Exercise goal: In the listing below, pick out lines with "Reproduce".

Supplied information:
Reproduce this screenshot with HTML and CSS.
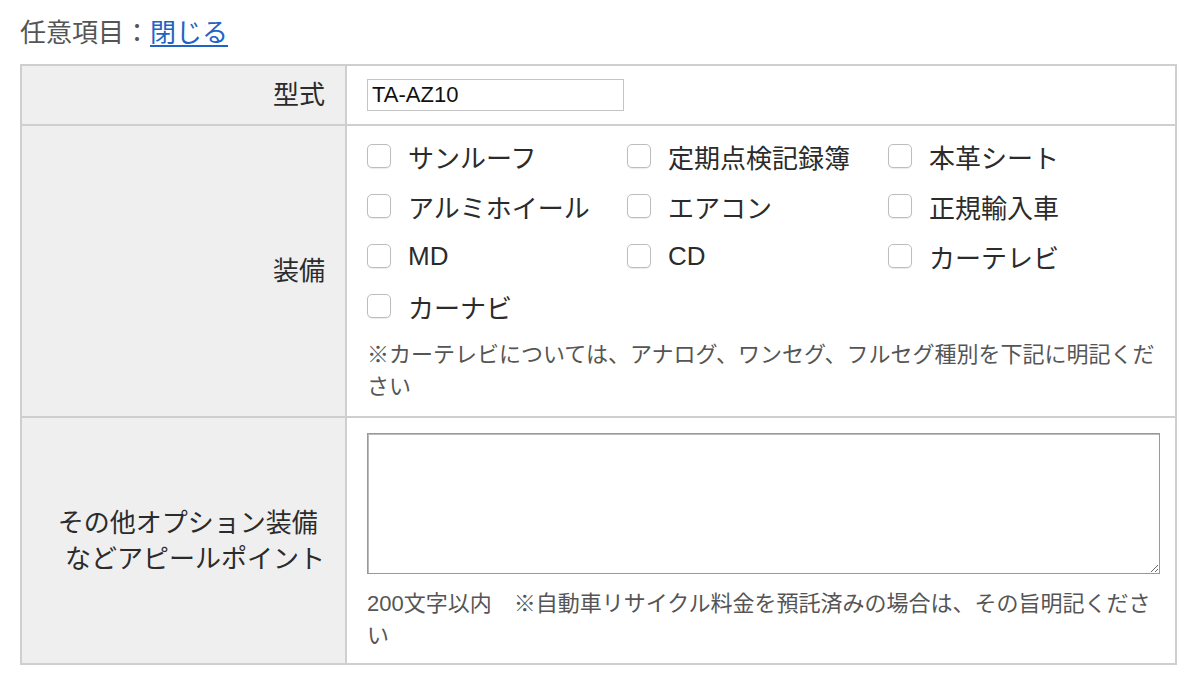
FILE: index.html
```html
<!DOCTYPE html>
<html lang="ja">
<head>
<meta charset="utf-8">
<title>任意項目</title>
<link rel="stylesheet" href="styles.css">
</head>
<body>
<div class="page">
  <p class="section-title">任意項目：<a href="#" class="toggle-link">閉じる</a></p>
  <table class="form-table">
    <colgroup>
      <col class="col-label">
      <col class="col-value">
    </colgroup>
    <tr class="row-model">
      <th class="label">型式</th>
      <td class="value"><input class="text-input" type="text" value="TA-AZ10"></td>
    </tr>
    <tr class="row-equip">
      <th class="label">装備</th>
      <td class="value value-equip">
        <div class="check-grid">
          <label class="check"><input type="checkbox" class="box"><span>サンルーフ</span></label>
          <label class="check"><input type="checkbox" class="box"><span>定期点検記録簿</span></label>
          <label class="check"><input type="checkbox" class="box"><span>本革シート</span></label>
          <label class="check"><input type="checkbox" class="box"><span>アルミホイール</span></label>
          <label class="check"><input type="checkbox" class="box"><span>エアコン</span></label>
          <label class="check"><input type="checkbox" class="box"><span>正規輸入車</span></label>
          <label class="check"><input type="checkbox" class="box"><span>MD</span></label>
          <label class="check"><input type="checkbox" class="box"><span>CD</span></label>
          <label class="check"><input type="checkbox" class="box"><span>カーテレビ</span></label>
          <label class="check"><input type="checkbox" class="box"><span>カーナビ</span></label>
        </div>
        <p class="note">※カーテレビについては、アナログ、ワンセグ、フルセグ種別を下記に明記ください</p>
      </td>
    </tr>
    <tr class="row-appeal">
      <th class="label label-multi">その他オプション装備&nbsp;<br>などアピールポイント</th>
      <td class="value value-appeal">
        <textarea class="textarea"></textarea>
        <p class="note note-appeal">200文字以内　※自動車リサイクル料金を預託済みの場合は、その旨明記ください</p>
      </td>
    </tr>
  </table>
</div>
</body>
</html>
```

FILE: styles.css
```css
html, body {
  margin: 0;
  padding: 0;
  background: #fff;
}
body {
  font-family: "Liberation Sans", "Noto Sans CJK JP", sans-serif;
  color: #333;
}
.page {
  padding: 13px 0 0 20px;
}
.section-title {
  margin: 0 0 11px 0;
  font-size: 26px;
  line-height: 40px;
  color: #555;
}
.toggle-link {
  color: #2163c4;
  text-decoration: underline;
  text-underline-offset: 3px;
}
.form-table {
  width: 1157px;
  border-collapse: collapse;
  table-layout: fixed;
  border: 2px solid #cfcfcf;
}
.col-label {
  width: 325px;
}
.form-table th,
.form-table td {
  border: 2px solid #cfcfcf;
}
.label {
  background: #efefef;
  font-weight: normal;
  font-size: 26px;
  line-height: 36px;
  text-align: right;
  vertical-align: middle;
  padding: 0 20px;
  color: #2b2b2b;
}
.value {
  background: #fff;
  padding: 12px 15px 12px 20px;
  vertical-align: top;
}
.row-model .value {
  padding-top: 13px;
  padding-bottom: 13px;
}
.text-input {
  display: block;
  box-sizing: border-box;
  width: 257px;
  height: 32px;
  margin: 0;
  padding: 0 4px;
  border: 1px solid #c4c4c4;
  font-family: "Liberation Sans", "Noto Sans CJK JP", sans-serif;
  font-size: 22px;
  color: #111;
  background: #fff;
}
.value-equip {
  padding-top: 5px;
  padding-bottom: 13px;
}
.check-grid {
  display: grid;
  grid-template-columns: 260px 261px 260px;
  grid-auto-rows: 50px;
}
.check {
  display: flex;
  align-items: center;
  gap: 17px;
  font-size: 26px;
  color: #2b2b2b;
}
.box {
  appearance: none;
  -webkit-appearance: none;
  box-sizing: border-box;
  width: 24px;
  height: 24px;
  margin: 0;
  border: 1px solid #bdbdbd;
  border-radius: 5px;
  background: #fff;
  box-shadow: 0 1px 1px rgba(0,0,0,0.08);
  flex: none;
}
.note {
  margin: 8px 0 0 0;
  font-size: 22px;
  line-height: 32px;
  color: #555;
}
.value-appeal {
  padding-top: 15px;
  padding-bottom: 11px;
}
.textarea {
  display: block;
  box-sizing: border-box;
  width: 793px;
  height: 141px;
  margin: 0;
  border: 1px solid #999;
  box-shadow: inset 1px 1px 0 #bbb;
  font-family: "Liberation Sans", "Noto Sans CJK JP", sans-serif;
  font-size: 20px;
}
.note-appeal {
  margin-top: 14px;
}
```
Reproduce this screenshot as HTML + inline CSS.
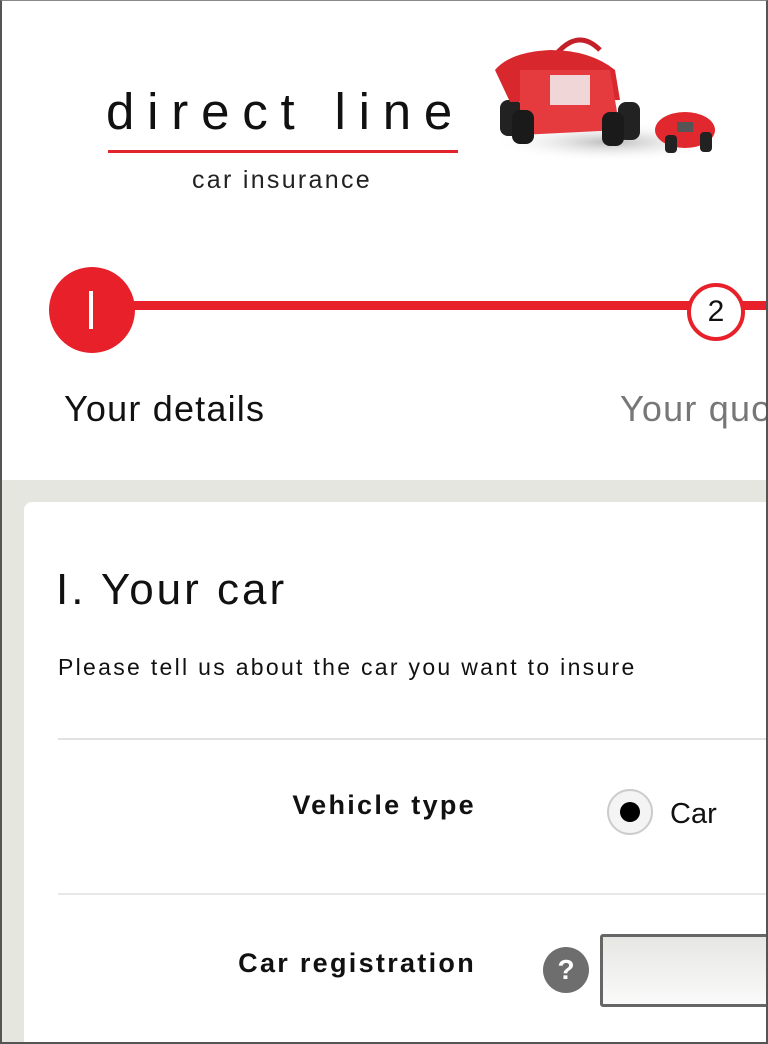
<!DOCTYPE html>
<html><head><style>
*{margin:0;padding:0;box-sizing:border-box}
html,body{width:768px;height:1044px;overflow:hidden;background:#fff}
body{position:relative;font-family:"Liberation Sans",sans-serif;color:#111}
.frame{position:absolute;left:0;top:0;width:768px;height:1044px;border:2px solid #555;border-top:1px solid #888;pointer-events:none;z-index:10}
.abs{position:absolute;white-space:nowrap}
</style></head><body>
<div class="abs" style="left:106px;top:82px;font-size:51px;letter-spacing:12.8px;color:#111;line-height:60px">direct line</div>
<div class="abs" style="left:108px;top:150px;width:350px;height:3px;background:#e2242c"></div>
<div class="abs" style="left:192px;top:164px;font-size:25px;letter-spacing:2.3px;color:#222;line-height:32px">car insurance</div>
<svg class="abs" style="left:490px;top:30px" width="250" height="140" viewBox="0 0 250 140">
<defs><radialGradient id="sh" cx="50%" cy="50%" r="50%"><stop offset="0" stop-color="#bbb"/><stop offset="1" stop-color="#fff" stop-opacity="0"/></radialGradient></defs>
<ellipse cx="120" cy="112" rx="120" ry="20" fill="url(#sh)"/>
<path d="M50 50 Q80 -10 110 20" stroke="#c4202a" stroke-width="5" fill="none"/>
<rect x="10" y="70" width="22" height="36" rx="8" fill="#222"/>
<rect x="128" y="72" width="22" height="38" rx="8" fill="#222"/>
<path d="M5 40 Q20 22 60 20 Q100 20 125 40 L130 70 L20 72 Z" fill="#d8282e"/>
<path d="M30 40 L120 40 L130 100 L30 105 Z" fill="#e53a3e"/>
<rect x="60" y="45" width="40" height="30" fill="#f2f2f2" opacity=".85"/>
<rect x="22" y="80" width="22" height="34" rx="8" fill="#1a1a1a"/>
<rect x="112" y="82" width="22" height="34" rx="8" fill="#1a1a1a"/>
<ellipse cx="195" cy="100" rx="30" ry="18" fill="#e0282e"/>
<rect x="175" y="105" width="12" height="18" rx="4" fill="#222"/>
<rect x="210" y="102" width="12" height="20" rx="4" fill="#222"/>
<rect x="187" y="92" width="16" height="10" fill="#555"/>
</svg>
<div class="abs" style="left:130px;top:301px;width:638px;height:9px;background:#e8202a"></div>
<div class="abs" style="left:49px;top:267px;width:86px;height:86px;border-radius:50%;background:#e8202a"></div>
<div class="abs" style="left:89px;top:291px;width:4px;height:38px;background:#fff"></div>
<div class="abs" style="left:687px;top:283px;width:58px;height:58px;border-radius:50%;background:#fff;border:4px solid #e8202a;font-size:30px;line-height:50px;text-align:center;color:#111">2</div>
<div class="abs" style="left:64px;top:386px;font-size:36px;letter-spacing:1.2px;line-height:46px;color:#111">Your details</div>
<div class="abs" style="left:620px;top:386px;font-size:36px;letter-spacing:1.2px;line-height:46px;color:#777">Your quo</div>
<div class="abs" style="left:0;top:480px;width:768px;height:564px;background:#e6e6e1"></div>
<div class="abs" style="left:24px;top:502px;width:760px;height:560px;background:#fff;border-radius:8px"></div>
<div class="abs" style="left:56px;top:562px;font-size:44px;letter-spacing:3px;line-height:56px;color:#111">I. Your car</div>
<div class="abs" style="left:58px;top:652px;font-size:23px;letter-spacing:2.3px;line-height:30px;color:#111">Please tell us about the car you want to insure</div>
<div class="abs" style="left:58px;top:738px;width:710px;height:2px;background:#e2e2e2"></div>
<div class="abs" style="left:0;width:476px;top:788px;text-align:right;font-size:27px;letter-spacing:2.3px;font-weight:bold;line-height:34px">Vehicle type</div>
<div class="abs" style="left:607px;top:789px;width:46px;height:46px;border-radius:50%;background:#f4f4f4;border:2px solid #ccc"></div>
<div class="abs" style="left:620px;top:802px;width:20px;height:20px;border-radius:50%;background:#000"></div>
<div class="abs" style="left:670px;top:796px;font-size:29px;line-height:36px">Car</div>
<div class="abs" style="left:58px;top:893px;width:710px;height:2px;background:#e8e8e8"></div>
<div class="abs" style="left:0;width:476px;top:946px;text-align:right;font-size:27px;letter-spacing:2.3px;font-weight:bold;line-height:34px">Car registration</div>
<div class="abs" style="left:543px;top:947px;width:46px;height:46px;border-radius:50%;background:#6e6e6e;color:#fff;font-size:28px;font-weight:bold;line-height:46px;text-align:center">?</div>
<div class="abs" style="left:600px;top:934px;width:180px;height:73px;border:3px solid #666;border-radius:3px;background:linear-gradient(#e6e6e3,#fafafa)"></div>
<div class="frame"></div>
</body></html>
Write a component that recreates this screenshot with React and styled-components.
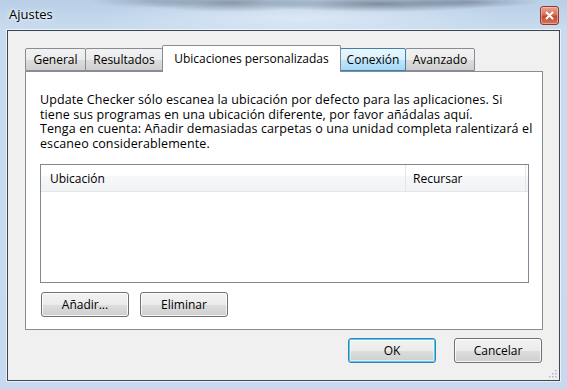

Response to this task:
Reproduce this screenshot with HTML and CSS.
Reproduce this screenshot as HTML + inline CSS.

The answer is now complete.